## Problem statement
Reproduce all of the data below without alteration; exclude every picture.

## Provided data

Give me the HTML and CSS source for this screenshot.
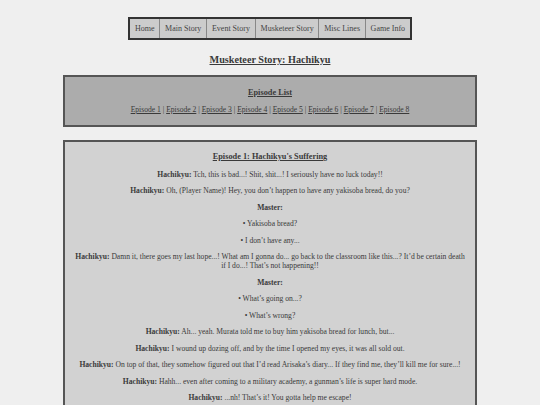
FILE: index.html
```html
<!DOCTYPE html>
<html lang="en">
<head>
    <meta charset="UTF-8">
    <meta name="viewport" content="width=device-width, initial-scale=1.0">
    <title>Musketeer Story: Hachikyu</title>
    <link rel="stylesheet" href="styles.css">
</head>
<body>
    <nav class="menu">
        <a href="#">Home</a>
        <a href="#">Main Story</a>
        <a href="#">Event Story</a>
        <a href="#">Musketeer Story</a>
        <a href="#">Misc Lines</a>
        <a href="#">Game Info</a>
    </nav>

    <h1 class="titulo">Musketeer Story: Hachikyu</h1>

    <div class="caixa lista">
        <h2>Episode List</h2>
        <p class="episodios">
            <a href="#ep1">Episode 1</a> | <a href="#ep2">Episode 2</a> | <a href="#ep3">Episode 3</a> | <a href="#ep4">Episode 4</a> | <a href="#ep5">Episode 5</a> | <a href="#ep6">Episode 6</a> | <a href="#ep7">Episode 7</a> | <a href="#ep8">Episode 8</a>
        </p>
    </div>

    <div class="caixa episodio" id="ep1">
        <h2>Episode 1: Hachikyu's Suffering</h2>
        <p><b>Hachikyu:</b> Tch, this is bad...! Shit, shit...! I seriously have no luck today!!</p>
        <p><b>Hachikyu:</b> Oh, (Player Name)! Hey, you don’t happen to have any yakisoba bread, do you?</p>
        <p><b>Master:</b></p>
        <p>• Yakisoba bread?</p>
        <p>• I don’t have any...</p>
        <p><b>Hachikyu:</b> Damn it, there goes my last hope...! What am I gonna do... go back to the classroom like this...? It’d be certain death if I do...! That’s not happening!!</p>
        <p><b>Master:</b></p>
        <p>• What’s going on...?</p>
        <p>• What’s wrong?</p>
        <p><b>Hachikyu:</b> Ah... yeah. Murata told me to buy him yakisoba bread for lunch, but...</p>
        <p><b>Hachikyu:</b> I wound up dozing off, and by the time I opened my eyes, it was all sold out.</p>
        <p><b>Hachikyu:</b> On top of that, they somehow figured out that I’d read Arisaka’s diary... If they find me, they’ll kill me for sure...!</p>
        <p><b>Hachikyu:</b> Hahh... even after coming to a military academy, a gunman’s life is super hard mode.</p>
        <p><b>Hachikyu:</b> ...nh! That’s it! You gotta help me escape!</p>
        <p><b>Master:</b></p>
        <p>• Escape?</p>
    </div>
</body>
</html>
```

FILE: styles.css
```css
body {
    font-family: 'Liberation Serif', 'Times New Roman', serif;
    font-size: 7.6px;
    color: #3a3a3a;
    background-color: #efefef;
    margin: 0;
    padding: 17px 0 0;
    text-align: center;
}
a {
    color: #3a3a3a;
}
.menu {
    display: flex;
    width: max-content;
    margin: 0 auto;
    border: 2px solid #333333;
    background-color: #cccccc;
}
.menu a {
    padding: 0 4.8px;
    line-height: 19px;
    font-size: 8px;
    color: #444444;
    text-decoration: none;
    border-left: 1px solid #888888;
}
.menu a:first-child {
    border-left: none;
}
.titulo {
    font-size: 10.2px;
    line-height: 12px;
    text-decoration: underline;
    margin: 14px 0 9px;
}
.caixa {
    width: 394px;
    margin: 0 auto 13px;
    padding: 5px 8px;
    border: 2px solid #555555;
}
.caixa h2 {
    font-size: 8.3px;
    line-height: 10px;
    text-decoration: underline;
    margin: 6px 0 6.5px;
}
.caixa p {
    line-height: 9px;
    margin: 7.5px 0;
}
.lista {
    background-color: #acacac;
}
.lista .episodios {
    margin: 6.5px 0;
}
.episodio {
    background-color: #d2d2d2;
}
.episodio h2 {
    margin-top: 5px;
}
```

## Response for this exercise
Give me the HTML and CSS source for this screenshot.
FILE: index.html
```html
<!DOCTYPE html>
<html lang="en">
<head>
    <meta charset="UTF-8">
    <meta name="viewport" content="width=device-width, initial-scale=1.0">
    <title>Musketeer Story: Hachikyu</title>
    <link rel="stylesheet" href="styles.css">
</head>
<body>
    <nav class="menu">
        <a href="#">Home</a>
        <a href="#">Main Story</a>
        <a href="#">Event Story</a>
        <a href="#">Musketeer Story</a>
        <a href="#">Misc Lines</a>
        <a href="#">Game Info</a>
    </nav>

    <h1 class="titulo">Musketeer Story: Hachikyu</h1>

    <div class="caixa lista">
        <h2>Episode List</h2>
        <p class="episodios">
            <a href="#ep1">Episode 1</a> | <a href="#ep2">Episode 2</a> | <a href="#ep3">Episode 3</a> | <a href="#ep4">Episode 4</a> | <a href="#ep5">Episode 5</a> | <a href="#ep6">Episode 6</a> | <a href="#ep7">Episode 7</a> | <a href="#ep8">Episode 8</a>
        </p>
    </div>

    <div class="caixa episodio" id="ep1">
        <h2>Episode 1: Hachikyu's Suffering</h2>
        <p><b>Hachikyu:</b> Tch, this is bad...! Shit, shit...! I seriously have no luck today!!</p>
        <p><b>Hachikyu:</b> Oh, (Player Name)! Hey, you don’t happen to have any yakisoba bread, do you?</p>
        <p><b>Master:</b></p>
        <p>• Yakisoba bread?</p>
        <p>• I don’t have any...</p>
        <p><b>Hachikyu:</b> Damn it, there goes my last hope...! What am I gonna do... go back to the classroom like this...? It’d be certain death if I do...! That’s not happening!!</p>
        <p><b>Master:</b></p>
        <p>• What’s going on...?</p>
        <p>• What’s wrong?</p>
        <p><b>Hachikyu:</b> Ah... yeah. Murata told me to buy him yakisoba bread for lunch, but...</p>
        <p><b>Hachikyu:</b> I wound up dozing off, and by the time I opened my eyes, it was all sold out.</p>
        <p><b>Hachikyu:</b> On top of that, they somehow figured out that I’d read Arisaka’s diary... If they find me, they’ll kill me for sure...!</p>
        <p><b>Hachikyu:</b> Hahh... even after coming to a military academy, a gunman’s life is super hard mode.</p>
        <p><b>Hachikyu:</b> ...nh! That’s it! You gotta help me escape!</p>
        <p><b>Master:</b></p>
        <p>• Escape?</p>
    </div>
</body>
</html>
```

FILE: styles.css
```css
body {
    font-family: 'Liberation Serif', 'Times New Roman', serif;
    font-size: 7.6px;
    color: #3a3a3a;
    background-color: #efefef;
    margin: 0;
    padding: 17px 0 0;
    text-align: center;
}
a {
    color: #3a3a3a;
}
.menu {
    display: flex;
    width: max-content;
    margin: 0 auto;
    border: 2px solid #333333;
    background-color: #cccccc;
}
.menu a {
    padding: 0 4.8px;
    line-height: 19px;
    font-size: 8px;
    color: #444444;
    text-decoration: none;
    border-left: 1px solid #888888;
}
.menu a:first-child {
    border-left: none;
}
.titulo {
    font-size: 10.2px;
    line-height: 12px;
    text-decoration: underline;
    margin: 14px 0 9px;
}
.caixa {
    width: 394px;
    margin: 0 auto 13px;
    padding: 5px 8px;
    border: 2px solid #555555;
}
.caixa h2 {
    font-size: 8.3px;
    line-height: 10px;
    text-decoration: underline;
    margin: 6px 0 6.5px;
}
.caixa p {
    line-height: 9px;
    margin: 7.5px 0;
}
.lista {
    background-color: #acacac;
}
.lista .episodios {
    margin: 6.5px 0;
}
.episodio {
    background-color: #d2d2d2;
}
.episodio h2 {
    margin-top: 5px;
}
```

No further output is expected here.